Una questione legale che potrebbe essere solo la prima di una lunga serie. L’organizzazione Freedom From Torture ha annunciato di aver avviato una procedura analoga chiedendo se è possonibile considerare il Ruanda un paese terzo sicuro; se la politica viola la Convenzione europea dei diritti dell’uomo; e se allontanare i richiedenti asilo in Ruanda non vada oltre l’autorità legale di Patel i quanto contraria alla Convenzione sui rifugiati. Lo stesso Johnson sembra aver dimenticato di essere stato proprio lui, non più tardi di un anno fa, a criticare aspramente il Ruanda per il mancato rispetto dei diritti umani.
A questo si aggiunge che, come riportato dal Daily Mail, circa 80 richiedenti asilo, attualmente trattenuti (ma il termine esatto sarebbe “detenuti”) dopo aver ricevuto un avviso trasferimento in Ruanda, hanno presentato altrettanti ricorsi individuali.
La risposta del ministero dell’Interno è apparsa blanda e soprattutto basata su parole devianti. Rispondendo all’azione legale, un portavoce ha dichiarato: “Siamo stati chiari fin dall’inizio che ci aspettavamo sfide legali, tuttavia siamo determinati a realizzare questa nuova partnership”. Definire partnership la deportazione di rifugiati in un paese che solo pochi mesi fa lo stesso Johnson ha definito un luogo dove non sono rispettati i diritti umani appare una deformazione inaccettabile della realtà.
Una realtà che ha visto il Regno Unito (e altri paesi europei) decidere di spedire uomini donne e bambini in Africa non appena il numero degli arrivi ha iniziato a crescere. Fonti governative hanno riferito che esiste una “sana possibilità” che il ricorso abbia successo, causando il rinvio del volo per l’Africa. Per questo, il governo britannico ha già pensato ad alcune contromisure: non potendo detenere a tempo indeterminato le persone che secondo i piani avrebbero dovuto essere inviate in Ruanda, i richiedenti asilo potrebbero essere rilasciati, ma solo dopo essere “contrassegnati”. Una decisione questa che potrebbe violare i principi di Hardial Singh, che fanno riferimento a un precedente legale che pone limiti ai poteri di detenzione degli immigrati del ministero degli Interni.

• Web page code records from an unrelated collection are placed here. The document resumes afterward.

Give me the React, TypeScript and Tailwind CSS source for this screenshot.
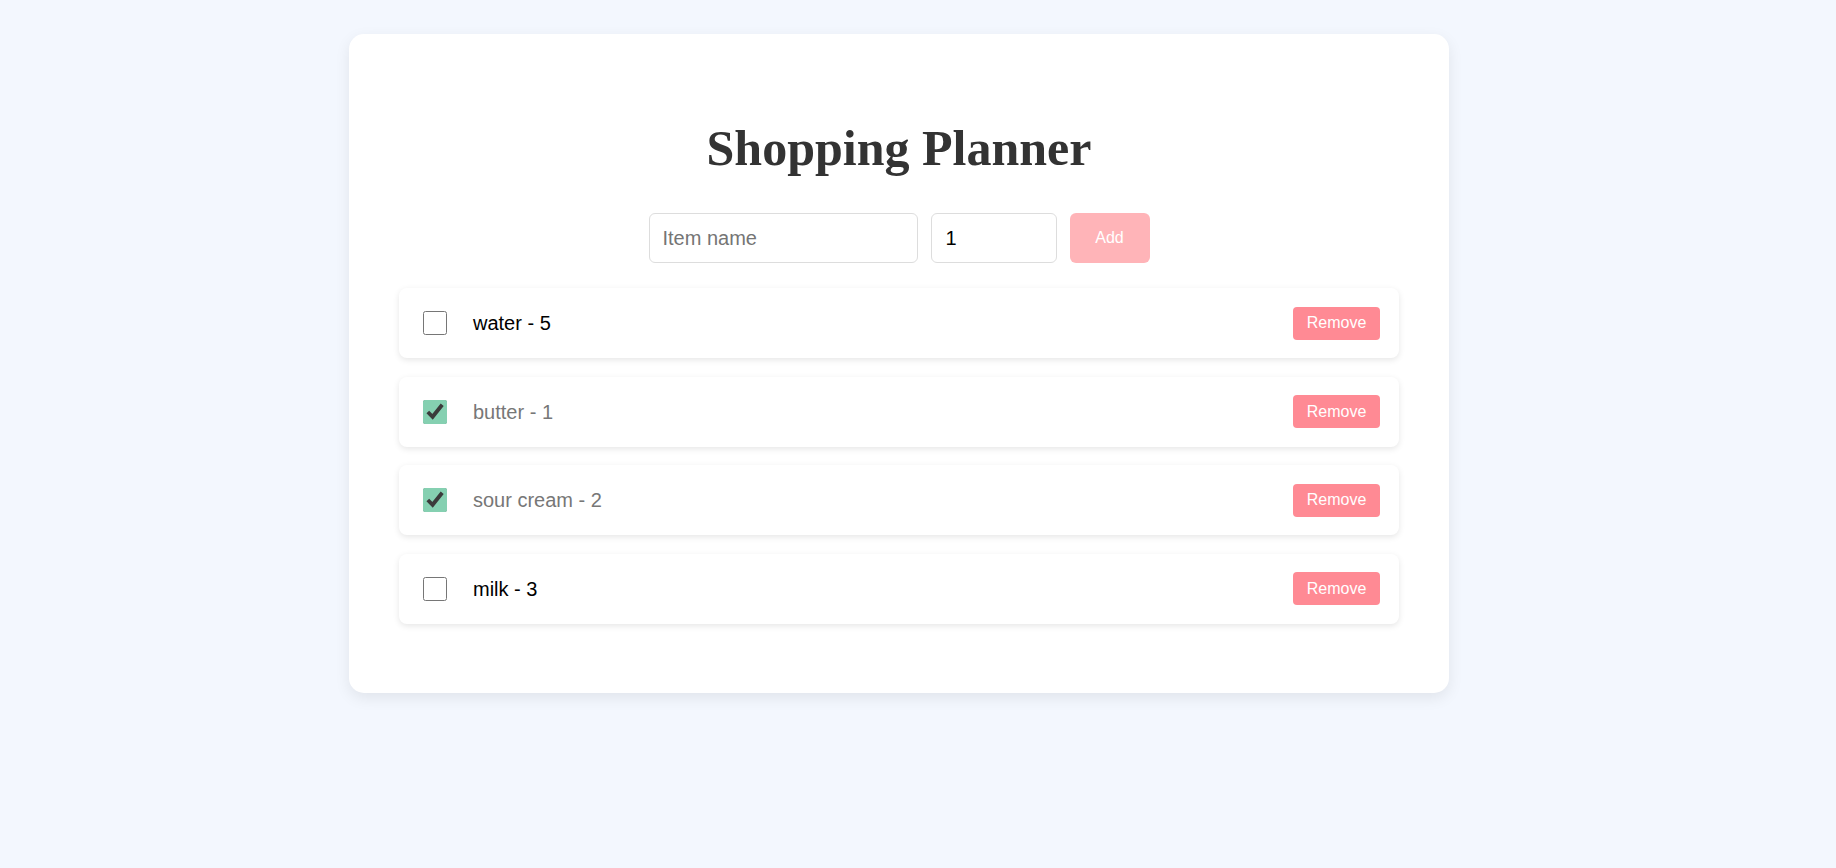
import * as React from "react"

type Item = {
  id: number
  name: string
  qty: number
  done: boolean
}

const initialItems: Item[] = [
  { id: 1, name: "water", qty: 5, done: false },
  { id: 2, name: "butter", qty: 1, done: true },
  { id: 3, name: "sour cream", qty: 2, done: true },
  { id: 4, name: "milk", qty: 3, done: false },
]

function ItemRow({
  item,
  onToggle,
  onRemove,
}: {
  item: Item
  onToggle: () => void
  onRemove: () => void
}) {
  return (
    <li className="mb-[18.67px] flex h-[70px] items-center rounded-[8px] bg-white pl-[24px] pr-[19px] shadow-[0_2px_6px_rgba(0,0,0,0.1)]">
      <input
        type="checkbox"
        checked={item.done}
        onChange={onToggle}
        className="h-[24px] w-[24px] accent-[#85d0b1]"
      />
      <span
        className={
          item.done
            ? "ml-[26px] flex-1 text-[20px] text-[#777777]"
            : "ml-[26px] flex-1 text-[20px] text-black"
        }
      >
        {item.name} - {item.qty}
      </span>
      <button
        onClick={onRemove}
        className="flex h-[33px] w-[87px] items-center justify-center rounded-[4px] bg-[#ff8a94] text-[16px] text-white"
      >
        Remove
      </button>
    </li>
  )
}

export default function App() {
  const [items, setItems] = React.useState<Item[]>(initialItems)
  const [name, setName] = React.useState("")
  const [qty, setQty] = React.useState("1")

  const addItem = () => {
    if (!name.trim()) return
    setItems((prev) => [
      ...prev,
      { id: Date.now(), name: name.trim(), qty: Number(qty) || 1, done: false },
    ])
    setName("")
    setQty("1")
  }

  return (
    <div className="min-h-[868px] bg-[#f3f7fe] pt-[34px] font-['Liberation_Sans',Arial,sans-serif]">
      <div className="flex justify-center pr-[38px]">
        <div className="w-[1100px] rounded-[15px] bg-white p-[50px] shadow-[0_5px_15px_rgba(0,0,0,0.08)]">
          <h1 className="mb-[36px] mt-[36px] text-center font-['Liberation_Serif','Times_New_Roman',serif] text-[50px] font-bold leading-[57px] text-[#333333]">
            Shopping Planner
          </h1>

          <div className="mb-[25px] flex justify-center gap-[13px]">
            <input
              type="text"
              placeholder="Item name"
              value={name}
              onChange={(e) => setName(e.target.value)}
              className="h-[50px] w-[269px] rounded-[6px] border border-[#dddddd] px-[13px] text-[20px] text-black outline-none placeholder:text-[#757575]"
            />
            <input
              type="number"
              value={qty}
              onChange={(e) => setQty(e.target.value)}
              className="h-[50px] w-[126px] rounded-[6px] border border-[#dddddd] px-[14px] text-[20px] text-black outline-none"
            />
            <button
              onClick={addItem}
              disabled={!name.trim()}
              className="h-[50px] w-[80px] rounded-[6px] bg-[#ffb4b8] text-[16px] text-white"
            >
              Add
            </button>
          </div>

          <ul>
            {items.map((item) => (
              <ItemRow
                key={item.id}
                item={item}
                onToggle={() =>
                  setItems((prev) =>
                    prev.map((i) => (i.id === item.id ? { ...i, done: !i.done } : i))
                  )
                }
                onRemove={() =>
                  setItems((prev) => prev.filter((i) => i.id !== item.id))
                }
              />
            ))}
          </ul>
        </div>
      </div>
    </div>
  )
}
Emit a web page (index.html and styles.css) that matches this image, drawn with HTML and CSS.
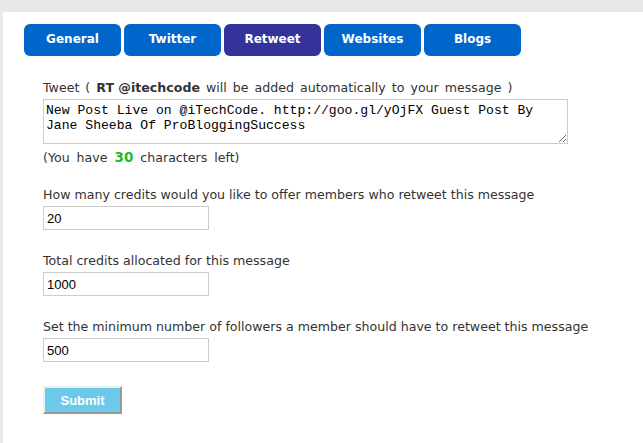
FILE: index.html
```html
<!DOCTYPE html>
<html lang="en">
<head>
  <meta charset="UTF-8" />
  <title>Retweet</title>
  <link rel="stylesheet" href="styles.css">
</head>
<body>
  <div class="panel">
    <ul class="tabs">
      <li class="tab">General</li>
      <li class="tab">Twitter</li>
      <li class="tab active">Retweet</li>
      <li class="tab">Websites</li>
      <li class="tab">Blogs</li>
    </ul>

    <form class="retweet-form">
      <div class="field field-tweet">
        <label for="tweet" class="wide">Tweet ( <b>RT @itechcode</b> will be added automatically to your message )</label>
        <textarea id="tweet">New Post Live on @iTechCode. http://goo.gl/yOjFX Guest Post By Jane Sheeba Of ProBloggingSuccess</textarea>
        <p class="hint">(You have <span class="left">30</span> characters left)</p>
      </div>

      <div class="field">
        <label for="credits">How many credits would you like to offer members who retweet this message</label>
        <input type="text" id="credits" value="20" />
      </div>

      <div class="field">
        <label for="total">Total credits allocated for this message</label>
        <input type="text" id="total" value="1000" />
      </div>

      <div class="field">
        <label for="followers">Set the minimum number of followers a member should have to retweet this message</label>
        <input type="text" id="followers" value="500" />
      </div>

      <button type="submit">Submit</button>
    </form>
  </div>
</body>
</html>
```

FILE: styles.css
```css
html, body {
  margin: 0;
  height: 100%;
}
body {
  background: #e8e8e8;
  font-family: "DejaVu Sans", Verdana, sans-serif;
  font-size: 12.6px;
  color: #333;
}
.panel {
  background: #fff;
  margin-left: 3px;
  margin-top: 12px;
  min-height: calc(100% - 12px);
  padding: 12px 0 0 21px;
  box-sizing: border-box;
}
.tabs {
  list-style: none;
  margin: 0;
  padding: 0;
  display: flex;
  gap: 3px;
}
.tab {
  width: 97px;
  height: 32px;
  line-height: 31px;
  text-align: center;
  background: #0066cc;
  color: #fff;
  font-size: 12px;
  font-weight: bold;
  border-radius: 6px;
}
.tab.active {
  background: #333399;
}
.retweet-form {
  padding: 24px 0 0 19px;
  display: flex;
  flex-direction: column;
  align-items: flex-start;
}
.field {
  display: flex;
  flex-direction: column;
  align-items: flex-start;
  margin-bottom: 23px;
}
.field-tweet {
  margin-bottom: 21px;
}
label {
  display: block;
  line-height: 16px;
  margin-bottom: 3px;
}
label.wide {
  word-spacing: 2px;
}
label.wide b {
  word-spacing: 0;
}
textarea {
  width: 525px;
  height: 45px;
  box-sizing: border-box;
  border: 1px solid #ccc;
  padding: 3px 2px;
  font-family: "Liberation Mono", "Courier New", monospace;
  font-size: 13.1px;
  line-height: 15px;
  color: #000;
  resize: vertical;
  margin: 0;
}
.hint {
  margin: 6px 0 0;
  height: 16px;
  line-height: 16px;
  word-spacing: 3px;
}
.left {
  color: #22bb22;
  font-weight: bold;
  font-size: 13.5px;
  line-height: 1;
}
input[type="text"] {
  width: 166px;
  height: 24px;
  box-sizing: border-box;
  border: 1px solid #ccc;
  padding: 0 3px;
  font-family: "Liberation Sans", Arial, sans-serif;
  font-size: 13px;
  color: #000;
  margin: 0;
}
button {
  margin-top: 1px;
  width: 79px;
  height: 28px;
  background: #6cc9ea;
  color: #fff;
  font-family: "Liberation Sans", Arial, sans-serif;
  font-weight: bold;
  font-size: 13px;
  border: 2px solid;
  border-color: #eee #999 #999 #eee;
  padding: 0;
  cursor: pointer;
}
```
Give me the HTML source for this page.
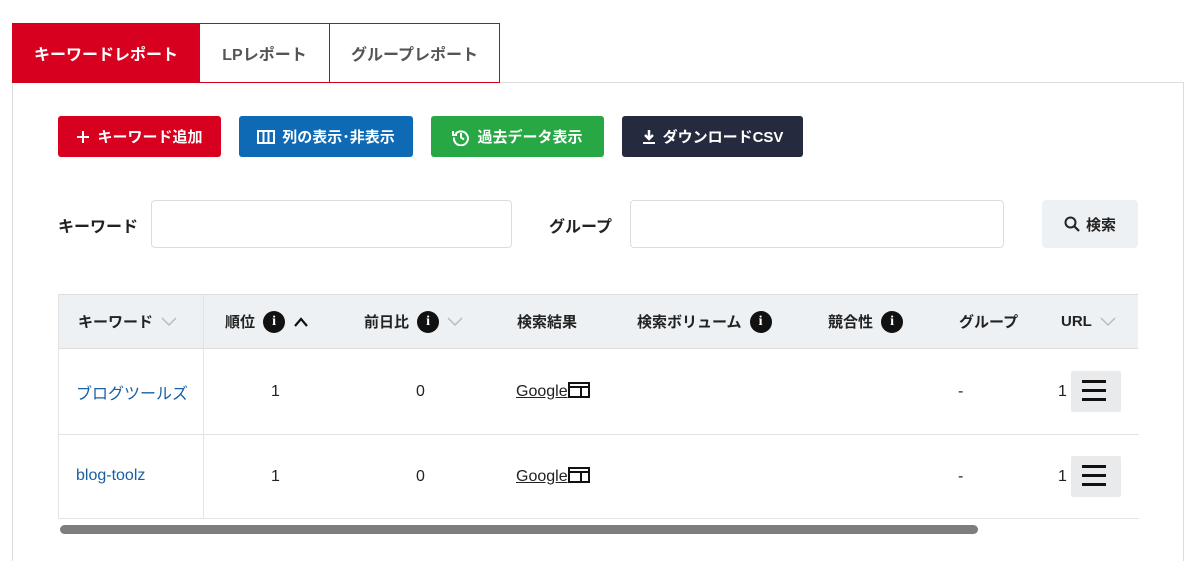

Ad essere in discussione non sono solo poche decine di casi ma il modo stesso di gestire i rifugiati e perfino le leggi in vigore nel Regno Unito. Leggi come l’Human Rights Act del 1998 promulgata dal Parlamento del Regno Unito (entrata in vigore il 2 ottobre 2000) che recepisce tutti i diritti umani enunciati nella Convenzione europea per la salvaguardia dei diritti dell’uomo e delle libertà fondamentali.
In attesa di capire se davvero il governo britannico stia o meno violando leggi interne e regolamenti internazionali, pare che l’esecutivo stia già considerando la possibilità di sottoscrivere accordi per spedire i rifugiati anche in altri paesi africani: mercoledì è stato riferito che lo Zambia potrebbe essere il prossimo paese ad accogliere i richiedenti asilo del Regno Unito.